The increases are the Cincinnati-based company’s steepest in at least 18 months. Procter & Gamble is betting that customers will continue to buy its Gillette shaving cream and Ivory soap rather than switching to store brands with lower prices promoted by Kroger Co. and Wal-Mart Stores Inc.
“Consumers are conditioned to expect that price increases are here to stay, and they are going to see that across the board,” said Peter Sorrentino, who helps oversee assets of $16.7 billion at Huntington Asset Advisors. “They will try the store brands, but if the product performance isn’t there, they will switch back.” His firm owns P&G shares.
United seeks Moscow delay
United Airlines is moving to postpone the debut of its flights between the United States and Moscow until next year because of the unprecedented rise in fuel prices.
The nation’s second-largest airline blames the softening of the economy as well as oil prices. Crude oil has jumped more than 20 percent since the unit of UAL Corp. applied for the route between Washington-Dulles airport and Moscow.
United asked the Department of Transportation in a filing last Wednesday to defer the flight service from October until March 29, when demand should be higher. It says operating costs were going to be significantly higher as a result of the oil price rise.
Refiners eligible for tax credit
U.S. oil refiners will be eligible for a 50 percent tax credit starting July 9 if they agree to expand plant capacity, said U.S. Sen. Kay Bailey Hutchison, R-Texas.
Hutchison said the provision she pushed for in 2005 energy legislation offers the credit to refiners that agree to increase daily processing capacity by at least 5 percent.
“Expanding refining capacity will alleviate prices at the pump by increasing our fuel supply,” Hutchison said Monday.
The U.S. Treasury Department issued temporary regulations late last week to implement the tax incentives. The temporary rules take effect July 9, when they are published in the government’s Federal Register, Hutchison said.

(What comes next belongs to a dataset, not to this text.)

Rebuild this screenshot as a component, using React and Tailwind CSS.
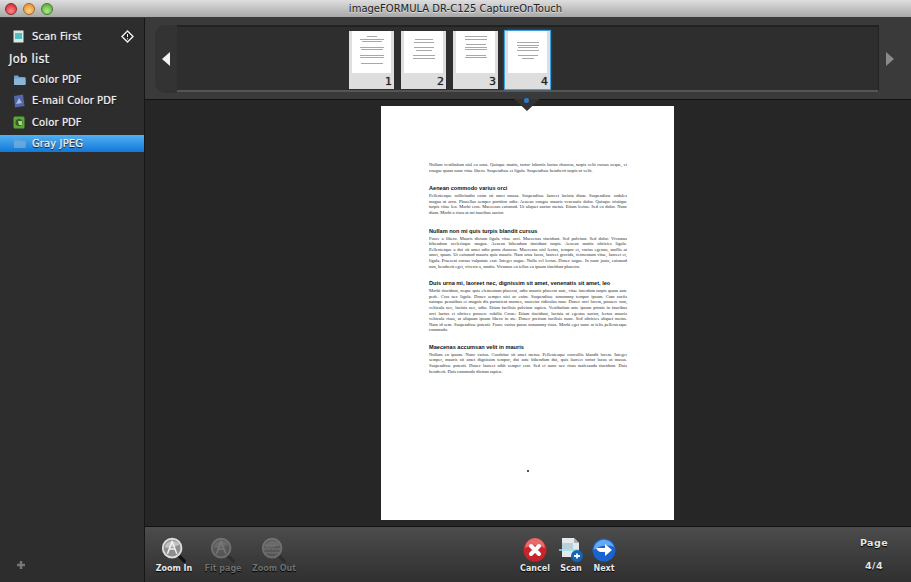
function Para({ lines, className = "" }) {
  return (
    <div className={`font-['Liberation_Serif',serif] text-[4.5px] leading-[5.6px] text-[#2a2a2a] ${className}`}>
      {lines.map((l, i) => (
        <span key={i} className={`block w-[198px] h-[5.6px] whitespace-nowrap ${i === lines.length - 1 ? "" : "[text-align-last:justify]"}`}>{l}</span>
      ))}
    </div>
  );
}

function Heading({ children, className = "" }) {
  return <div className={`font-['Liberation_Sans',sans-serif] font-bold text-[5.6px] leading-[7px] text-[#111] whitespace-nowrap ${className}`}>{children}</div>;
}

function Folder({ dim }) {
  return (
    <svg width="13" height="12" viewBox="0 0 13 12" className={dim ? "opacity-60" : ""}>
      <path d="M1 2.5 Q1 1.5 2 1.5 H5 L6 3 H11.5 Q12.5 3 12.5 4 V10 Q12.5 11 11.5 11 H2 Q1 11 1 10 Z" fill="#6fa4d0" />
      <path d="M1 4.5 H12.5 V10 Q12.5 11 11.5 11 H2 Q1 11 1 10 Z" fill="#8ab6da" />
    </svg>
  );
}

function SideRow({ icon, label, active }) {
  return (
    <div className={`flex items-center h-[17px] pl-[13px] ${active ? "bg-gradient-to-b from-[#4fb0f2] to-[#0f78d8]" : ""}`}>
      <span className="w-[19px] flex justify-start">{icon}</span>
      <span className="text-[10px] tracking-[0.1px] text-[#ececec] whitespace-nowrap [text-shadow:0_0_1px_#ccc,0_1px_1px_#000]">{label}</span>
    </div>
  );
}

function Thumb({ n, active, lines }) {
  return (
    <div className={`relative w-[45px] h-[58px] bg-[#dedede] ${active ? "outline outline-1 outline-[#3f9fe0] shadow-[0_0_3px_#3f9fe0]" : ""}`}>
      <div className="mx-[3px] h-[42px] bg-white pt-[5px] flex flex-col items-center gap-[1.5px]">
        {lines.map((w, i) => w === 0
          ? <div key={i} className="h-[1.5px]" />
          : <div key={i} className="h-[1px] bg-[#a8a8a8]" style={{ width: w }} />)}
      </div>
      <span className="absolute right-[2px] bottom-0 text-[11px] leading-[14px] text-[#222] font-['DejaVu_Sans',sans-serif] [text-shadow:0_0_1px_#555]">{n}</span>
    </div>
  );
}

function ZoomIcon({ dim, kind }) {
  return (
    <svg width="28" height="28" viewBox="0 0 30 30" className={dim ? "opacity-30" : ""}>
      <path d="M19 20 L26 27" stroke="#111" strokeWidth="3.5" strokeLinecap="round" />
      <circle cx="13" cy="13" r="10" fill="#8e8e8e" stroke="#dcdcdc" strokeWidth="2" />
      <path d="M5 12 A9 9 0 0 1 21 9 Q13 14 5 12 Z" fill="#c2c2c2" />
      {kind === "out"
        ? <path d="M5 10 H21 M4 14 H22 M6 18 H20" stroke="#e8e8e8" strokeWidth="1.5" strokeDasharray="2 1" />
        : <path d="M8 19 L13 6 L18 19 M10 14 H16" fill="none" stroke="#f2f2f2" strokeWidth="1.6" />}
    </svg>
  );
}

function Tool({ icon, label, dim, w }) {
  return (
    <div className={`flex flex-col items-center ${w}`}>
      <div className="h-[28px] flex items-center justify-center">{icon}</div>
      <span className={`mt-[-1px] text-[8px] leading-[11px] font-bold whitespace-nowrap [text-shadow:0_1px_1px_#000] ${dim ? "text-[#6f6f6f]" : "text-[#e8e8e8]"}`}>{label}</span>
    </div>
  );
}

export default function App() {
  return (
    <div className="w-[911px] h-[582px] overflow-hidden flex flex-col bg-[#262626] font-['DejaVu_Sans',sans-serif]">
      {/* Title bar */}
      <div className="relative h-[18px] shrink-0 bg-gradient-to-b from-[#dedede] to-[#a8a8a8] border-b border-[#3a3a3a] flex items-center justify-center">
        <div className="absolute left-[5px] top-[3px] flex gap-[6px]">
          <span className="w-[12px] h-[12px] rounded-full bg-[radial-gradient(circle_at_50%_70%,#f88,#c81e2c)] border border-[#8a2a30]" />
          <span className="w-[12px] h-[12px] rounded-full bg-[radial-gradient(circle_at_50%_70%,#fc8,#e08a20)] border border-[#9a6a2a]" />
          <span className="w-[12px] h-[12px] rounded-full bg-[radial-gradient(circle_at_50%_70%,#ae8,#4f9a2a)] border border-[#4a7a2a]" />
        </div>
        <span className="text-[10px] leading-none text-[#222] font-medium [text-shadow:0_1px_0_#ddd]">imageFORMULA DR-C125 CaptureOnTouch</span>
      </div>

      <div className="flex-1 flex min-h-0">
        {/* Sidebar */}
        <div className="relative w-[145px] shrink-0 bg-[#2d2d2d] border-r border-[#161616] flex flex-col">
          <div className="mt-[10px] flex items-center h-[17px] pl-[13px] pr-[10px]">
            <span className="w-[19px]">
              <svg width="11" height="13" viewBox="0 0 11 13"><rect x="0.5" y="0.5" width="10" height="12" fill="#d8e8e8" /><rect x="2" y="3" width="7" height="6" fill="#4fc0c0" /></svg>
            </span>
            <span className="flex-1 text-[10px] tracking-[0.1px] text-[#ececec] [text-shadow:0_0_1px_#ccc,0_1px_1px_#000]">Scan First</span>
            <svg width="13" height="13" viewBox="0 0 13 13"><path d="M6.5 1 L12 6.5 L6.5 12 L1 6.5 Z" fill="#222" stroke="#f2f2f2" strokeWidth="1.4" /><path d="M6.5 4 V7 M6.5 8.2 V9.4" stroke="#f2f2f2" /></svg>
          </div>
          <div className="mt-[5px] pl-[9px] h-[18px] text-[11.5px] leading-[18px] text-[#ececec] tracking-[0.3px] [text-shadow:0_0_1px_#ccc,0_1px_1px_#000]">Job list</div>
          <div className="mt-[3px] flex flex-col gap-[4.3px]">
            <SideRow icon={<Folder />} label="Color PDF" />
            <SideRow
              icon={<svg width="12" height="14" viewBox="0 0 12 14"><path d="M1 2 L10 0.5 L11.5 12 L2 13.5 Z" fill="#5468a8" /><path d="M3 10 L6 4 L9 9 Z" fill="#a8b8e0" /></svg>}
              label="E-mail Color PDF"
            />
            <SideRow
              icon={<svg width="12" height="13" viewBox="0 0 12 13"><rect x="0.5" y="0.5" width="11" height="12" rx="1.5" fill="#5aa832" /><circle cx="6" cy="6.5" r="3.5" fill="#355a2c" /><path d="M5 5 H9 V9 H6" fill="#a8d888" /></svg>}
              label="Color PDF"
            />
            <SideRow icon={<Folder dim />} label="Gray JPEG" active />
          </div>
          <svg width="10" height="10" viewBox="0 0 10 10" className="absolute left-[16px] bottom-[12px]"><path d="M5 1 V9 M1 5 H9" stroke="#777" strokeWidth="2.4" /></svg>
        </div>

        {/* Main */}
        <div className="flex-1 min-w-0 flex flex-col">
          {/* Filmstrip */}
          <div className="relative z-10 h-[82px] shrink-0 bg-[#3a3a3a] border-b border-[#111] pl-[10px] pt-[7px]">
            <div className="h-[68px] flex">
              <div className="w-[22px] rounded-l-[10px] bg-[#333] flex items-center justify-center">
                <svg width="8" height="14" viewBox="0 0 8 14"><path d="M8 0 V14 L0 7 Z" fill="#f2f2f2" /></svg>
              </div>
              <div className="w-[702px] h-[67px] bg-[#2e2e2e] border-t-2 border-t-[#222] border-b-2 border-b-[#555] border-r border-r-[#222] flex items-start gap-[7px] pl-[172px] pt-[4px]">
                <Thumb n="1" lines={[10, 24, 20, 0, 24, 22, 0, 24, 24, 0, 22]} />
                <Thumb n="2" lines={[0, 18, 20, 0, 20, 16, 0, 22, 22]} />
                <Thumb n="3" lines={[22, 22, 0, 20, 22, 22, 0, 20, 22]} />
                <Thumb n="4" active lines={[0, 0, 22, 22, 20, 22, 0, 20, 12]} />
              </div>
              <div className="w-[22px] flex items-center justify-center">
                <svg width="8" height="14" viewBox="0 0 8 14"><path d="M0 0 V14 L8 7 Z" fill="#8a8a8a" /></svg>
              </div>
            </div>
            <div className="absolute left-[369px] top-full w-0 h-0 border-l-[13px] border-r-[13px] border-t-[12px] border-l-transparent border-r-transparent border-t-[#333]" />
            <div className="absolute left-[379px] top-[80px] w-[5px] h-[5px] rounded-full bg-[#2b7ec8]" />
          </div>

          {/* Page area */}
          <div className="flex-1 min-h-0 flex justify-center pt-[6px] pr-[1px] bg-[#262626]">
            <div className="relative w-[293px] h-[414px] bg-white pl-[48px] pt-[56px]">
              <Para lines={[
                "Nullam vestibulum nisl eu urna. Quisque mattis, tortor lobortis luctus rhoncus, turpis velit cursus neque, et",
                "congue quam nunc vitae libero. Suspendisse et ligula. Suspendisse hendrerit turpis ut velit.",
              ]} />
              <Heading className="mt-[12px]">Aenean commodo varius orci</Heading>
              <Para className="mt-[1px]" lines={[
                "Pellentesque sollicitudin enim sit amet massa. Suspendisse laoreet lacinia diam. Suspendisse sodales",
                "magna ut arcu. Phasellus semper porttitor odio. Aenean congue mauris venenatis dolor. Quisque tristique",
                "turpis vitae leo. Morbi eros. Maecenas euismod. Ut aliquet auctor metus. Etiam lectus. Sed eu dolor. Nunc",
                "diam. Morbi a risus at mi faucibus auctor.",
              ]} />
              <Heading className="mt-[12px]">Nullam non mi quis turpis blandit cursus</Heading>
              <Para className="mt-[1px]" lines={[
                "Fusce a libero. Mauris dictum ligula vitae orci. Maecenas tincidunt. Sed pulvinar. Sed dolor. Vivamus",
                "bibendum scelerisque magna. Aenean bibendum tincidunt turpis. Aenean mattis ultricies ligula.",
                "Pellentesque a dui sit amet odio porta rhoncus. Maecenas nisl lectus, tempor et, varius egestas, mollis ut",
                "amet, quam. Ut euismod mauris quis mauris. Nam urna lacus, laoreet gravida, fermentum vitae, laoreet et,",
                "ligula. Praesent cursus vulputate erat. Integer augue. Nulla vel lectus. Donec augue. In nunc justo, euismod",
                "non, hendrerit eget, viverra a, mattis. Vivamus eu tellus eu ipsum tincidunt pharetra.",
              ]} />
              <Heading className="mt-[11px]">Duis urna mi, laoreet nec, dignissim sit amet, venenatis sit amet, leo</Heading>
              <Para className="mt-[1px]" lines={[
                "Morbi tincidunt, neque quis elementum placerat, odio mauris placerat ante, vitae interdum turpis quam ante",
                "pede. Cras nec ligula. Donec semper nisi ac enim. Suspendisse nonummy tempor ipsum. Cum sociis",
                "natoque penatibus et magnis dis parturient montes, nascetur ridiculus mus. Donec orci lorem, posuere non,",
                "vehicula nec, lacinia nec, odio. Etiam facilisis pulvinar sapien. Vestibulum ante ipsum primis in faucibus",
                "orci luctus et ultrices posuere cubilia Curae; Etiam tincidunt, lacinia ut egestas auctor, lectus mauris",
                "vehicula risus, at aliquam ipsum libero in ate. Donec pretium facilisis nunc. Sed ultricies aliquet metus.",
                "Nam id sem. Suspendisse potenti. Fusce varius purus nonummy risus. Morbi eget nunc at felis pellentesque",
                "commodo.",
              ]} />
              <Heading className="mt-[11px]">Maecenas accumsan velit in mauris</Heading>
              <Para className="mt-[1px]" lines={[
                "Nullam eu ipsum. Nunc varius. Curabitur sit amet metus. Pellentesque convallis blandit lorem. Integer",
                "semper, mauris sit amet dignissim tempor, dui ante bibendum dui, quis laoreet tortor lacus ut massa.",
                "Suspendisse potenti. Donec laoreet nibh semper erat. Sed et nunc nec risus malesuada tincidunt. Duis",
                "hendrerit. Duis commodo dictum sapien.",
              ]} />
              <div className="absolute left-[146px] top-[364px] w-[2px] h-[2px] bg-[#555]" />
            </div>
          </div>

          {/* Toolbar */}
          <div className="h-[56px] shrink-0 border-t border-[#111] bg-gradient-to-b from-[#4c4c4c] to-[#303030] flex pt-[9px]">
            <div className="ml-[5px] flex">
              <Tool w="w-[48px]" label="Zoom In" icon={<ZoomIcon />} />
              <Tool w="w-[50px]" dim label="Fit page" icon={<ZoomIcon dim />} />
              <Tool w="w-[52px]" dim label="Zoom Out" icon={<ZoomIcon dim kind="out" />} />
            </div>
            <div className="ml-[217px] flex">
              <Tool w="w-[36px]" label="Cancel" icon={
                <svg width="24" height="24" viewBox="0 0 24 24"><circle cx="12" cy="12" r="11.5" fill="#c8242c" /><path d="M2 10 A10 10 0 0 1 22 10 Q12 5 2 10 Z" fill="#e86a6a" /><path d="M8 8 L16 16 M16 8 L8 16" stroke="#fff" strokeWidth="4" strokeLinecap="round" /></svg>
              } />
              <Tool w="w-[36px]" label="Scan" icon={
                <svg width="24" height="26" viewBox="0 0 24 26"><path d="M3 1 H15 L20 6 V20 H3 Z" fill="#e4eaec" /><path d="M15 1 L20 6 H15 Z" fill="#a8b0b4" /><path d="M3 6 H14 V12 H3 Z" fill="#b8d0d8" /><path d="M0 13 H20" stroke="#8ee0e8" strokeWidth="1.5" /><circle cx="18" cy="19" r="6" fill="#1466b8" /><path d="M15 19 H21 M18 16.5 V21.5" stroke="#fff" strokeWidth="1.8" /></svg>
              } />
              <Tool w="w-[30px]" label="Next" icon={
                <svg width="24" height="24" viewBox="0 0 24 24"><circle cx="12" cy="12" r="11.5" fill="#1a62d0" /><path d="M1.5 12 A10.5 10.5 0 0 1 22 9 Q12 5 1.5 12 Z" fill="#66a8ee" /><path d="M4 10 H13 V6 L20 12 L13 18 V14 H9 Q6 14 4 10 Z" fill="#fff" /></svg>
              } />
            </div>
            <div className="ml-auto w-[74px] flex flex-col items-center">
              <span className="text-[9.5px] leading-[13px] font-bold text-[#e4e4e4] tracking-[0.4px] [text-shadow:0_1px_1px_#000]">Page</span>
              <span className="mt-[10px] text-[9.5px] leading-[13px] font-bold text-[#e4e4e4] tracking-[0.4px] [text-shadow:0_1px_1px_#000]">4/4</span>
            </div>
          </div>
        </div>
      </div>
    </div>
  );
}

The new tax rules “could make a difference as far as additional supply in three to four years,” Charles Drevna, president of the National Petrochemical & Refiners Association, said in a telephone interview.
Report says $200 barrel oil unlikely
Oil is “unlikely” to rise above $200 a barrel within the next six months, while an increase above $150 is “possible,” Merrill Lynch & Co. said today.
A $200 oil price would cause energy’s share of global gross domestic product to rise to 18 percent from about 10 percent now, according to London-based analysts including Francisco Blanch. The current figure is on par with one during the 1979 energy crisis, the analysts said in a note Monday.
Such a move would “start biting hard across a broad range of economic sectors,” the analysts said.
Because of this, oil could hit $200 a barrel in the next nine months to a year only “if monetary policy around the world remains extremely lax” and inflates global GDP in dollar terms, the report said.